"In a paper published today in the journal Nature, astrophysicists nailed down a superluminous supernova's true source: radiation beamed out from a city-sized, freshly formed, highly magnetized, fast-spinning ball of neutrons—a so-called magnetar. Besides solving the puzzle of superluminous supernovae, this also marks the first time scientists have witnessed a magnetar's birth."
"When such a star was some 10 to 25 times the mass of our sun, that remnant is usually a neutron star. These are the weirdest chunks of matter in the cosmos—a teaspoon of their material weighs as much as Mount Everest—making neutron stars the sites of some of the most extreme physics out there."

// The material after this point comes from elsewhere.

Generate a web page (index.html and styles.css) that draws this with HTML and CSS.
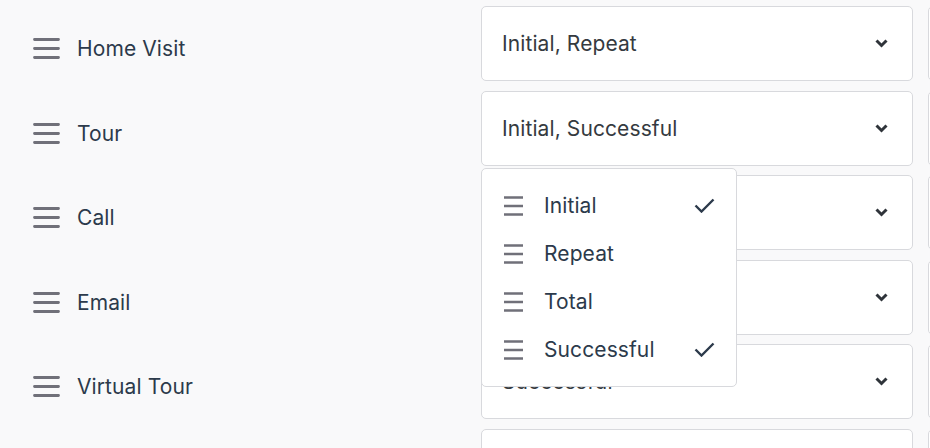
FILE: index.html
```html
<!doctype html>
<html lang="en">
  <head>
    <meta charset="UTF-8" />
    <meta name="viewport" content="width=device-width, initial-scale=1.0" />
    <title>Activity Types</title>
    <link rel="stylesheet" href="styles.css">
  </head>
  <body>
    <div class="settings">

      <!-- Home Visit -->
      <div class="row">
        <div class="label">
          <svg class="grip" viewBox="0 0 27 21"><path d="M1.5 1.5h24M1.5 10.5h24M1.5 19.5h24" /></svg>
          <span>Home Visit</span>
        </div>
        <div class="select">
          <span class="value">Initial, Repeat</span>
          <svg class="chevron" viewBox="0 0 13 9"><path d="M1.5 1.5l5 5 5-5" /></svg>
        </div>
        <div class="select"></div>
      </div>

      <!-- Tour -->
      <div class="row">
        <div class="label">
          <svg class="grip" viewBox="0 0 27 21"><path d="M1.5 1.5h24M1.5 10.5h24M1.5 19.5h24" /></svg>
          <span>Tour</span>
        </div>
        <div class="select open">
          <span class="value">Initial, Successful</span>
          <svg class="chevron" viewBox="0 0 13 9"><path d="M1.5 1.5l5 5 5-5" /></svg>

          <ul class="menu">
            <li class="option">
              <svg class="grip small" viewBox="0 0 19 22"><path d="M0 2.5h19M0 11h19M0 19.5h19" /></svg>
              <span>Initial</span>
              <svg class="check" viewBox="0 0 21 15"><path d="M1.5 7.5l6 6 12-12" /></svg>
            </li>
            <li class="option">
              <svg class="grip small" viewBox="0 0 19 22"><path d="M0 2.5h19M0 11h19M0 19.5h19" /></svg>
              <span>Repeat</span>
            </li>
            <li class="option">
              <svg class="grip small" viewBox="0 0 19 22"><path d="M0 2.5h19M0 11h19M0 19.5h19" /></svg>
              <span>Total</span>
            </li>
            <li class="option">
              <svg class="grip small" viewBox="0 0 19 22"><path d="M0 2.5h19M0 11h19M0 19.5h19" /></svg>
              <span>Successful</span>
              <svg class="check" viewBox="0 0 21 15"><path d="M1.5 7.5l6 6 12-12" /></svg>
            </li>
          </ul>
        </div>
        <div class="select"></div>
      </div>

      <!-- Call -->
      <div class="row">
        <div class="label">
          <svg class="grip" viewBox="0 0 27 21"><path d="M1.5 1.5h24M1.5 10.5h24M1.5 19.5h24" /></svg>
          <span>Call</span>
        </div>
        <div class="select">
          <span class="value"></span>
          <svg class="chevron" viewBox="0 0 13 9"><path d="M1.5 1.5l5 5 5-5" /></svg>
        </div>
        <div class="select"></div>
      </div>

      <!-- Email -->
      <div class="row">
        <div class="label">
          <svg class="grip" viewBox="0 0 27 21"><path d="M1.5 1.5h24M1.5 10.5h24M1.5 19.5h24" /></svg>
          <span>Email</span>
        </div>
        <div class="select">
          <span class="value"></span>
          <svg class="chevron" viewBox="0 0 13 9"><path d="M1.5 1.5l5 5 5-5" /></svg>
        </div>
        <div class="select"></div>
      </div>

      <!-- Virtual Tour -->
      <div class="row">
        <div class="label">
          <svg class="grip" viewBox="0 0 27 21"><path d="M1.5 1.5h24M1.5 10.5h24M1.5 19.5h24" /></svg>
          <span>Virtual Tour</span>
        </div>
        <div class="select">
          <span class="value">Successful</span>
          <svg class="chevron" viewBox="0 0 13 9"><path d="M1.5 1.5l5 5 5-5" /></svg>
        </div>
        <div class="select"></div>
      </div>

      <!-- next row, below the fold -->
      <div class="row">
        <div class="label"></div>
        <div class="select"></div>
        <div class="select"></div>
      </div>

    </div>
  </body>
</html>
```

FILE: styles.css
```css
* {
  margin: 0;
  padding: 0;
  box-sizing: border-box;
}
html,
body {
  height: 100%;
  overflow: hidden;
}
body {
  font-family: Inter, "Open Sans", sans-serif;
  font-size: 21px;
  letter-spacing: 0.1px;
  color: #2c3a4b;
  background: #f9f9fa;
}
.settings {
  display: flex;
  flex-direction: column;
  gap: 9.5px;
  padding-top: 6px;
}
.row {
  display: grid;
  grid-template-columns: 466px 432px 432px;
  column-gap: 15px;
  height: 75px;
}
.label {
  display: flex;
  align-items: center;
  gap: 17px;
  padding-left: 33px;
  padding-top: 10px;
}
.grip {
  width: 27px;
  height: 21px;
  flex: none;
  fill: none;
  stroke: #707079;
  stroke-width: 2.8;
  stroke-linecap: round;
}
.grip.small {
  width: 19px;
  height: 22px;
  stroke-width: 2.4;
  stroke-linecap: butt;
}
.select {
  position: relative;
  display: flex;
  align-items: center;
  justify-content: space-between;
  padding: 0 24px 0 20px;
  background: #fff;
  border: 1px solid #d8d9dd;
  border-radius: 5px;
  color: #353a40;
}
.chevron {
  width: 13px;
  height: 9px;
  fill: none;
  stroke: #2f343a;
  stroke-width: 3;
}
.menu {
  position: absolute;
  top: calc(100% + 3px);
  left: -1px;
  z-index: 2;
  width: 256px;
  padding: 13px 0 12px;
  list-style: none;
  background: #fff;
  border: 1px solid #d8d9dd;
  border-radius: 5px;
  color: #2c3a4b;
}
.option {
  display: flex;
  align-items: center;
  height: 48px;
  padding: 0 21px 0 22px;
}
.option span {
  flex: 1;
  margin-left: 21px;
}
.check {
  width: 21px;
  height: 15px;
  fill: none;
  stroke: #2c3a4b;
  stroke-width: 2.4;
}
```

Superluminous supernovae, discovered in the early 2000s, are dramatically brighter and longer-lasting than normal supernovae, shining more than 10 times brighter. Scientists have now identified the source of these exceptional events: radiation from a magnetar, a city-sized neutron star with extreme magnetic fields and rapid rotation. When massive stars between 10 and 25 times the sun's mass exhaust their fuel, they collapse and explode, leaving behind a neutron star remnant. Under extreme conditions, these neutron stars become magnetars, pulsing out intense beams of radiation. This discovery represents the first witnessed birth of a magnetar and was enabled by unusual predictions from Einstein's general theory of relativity.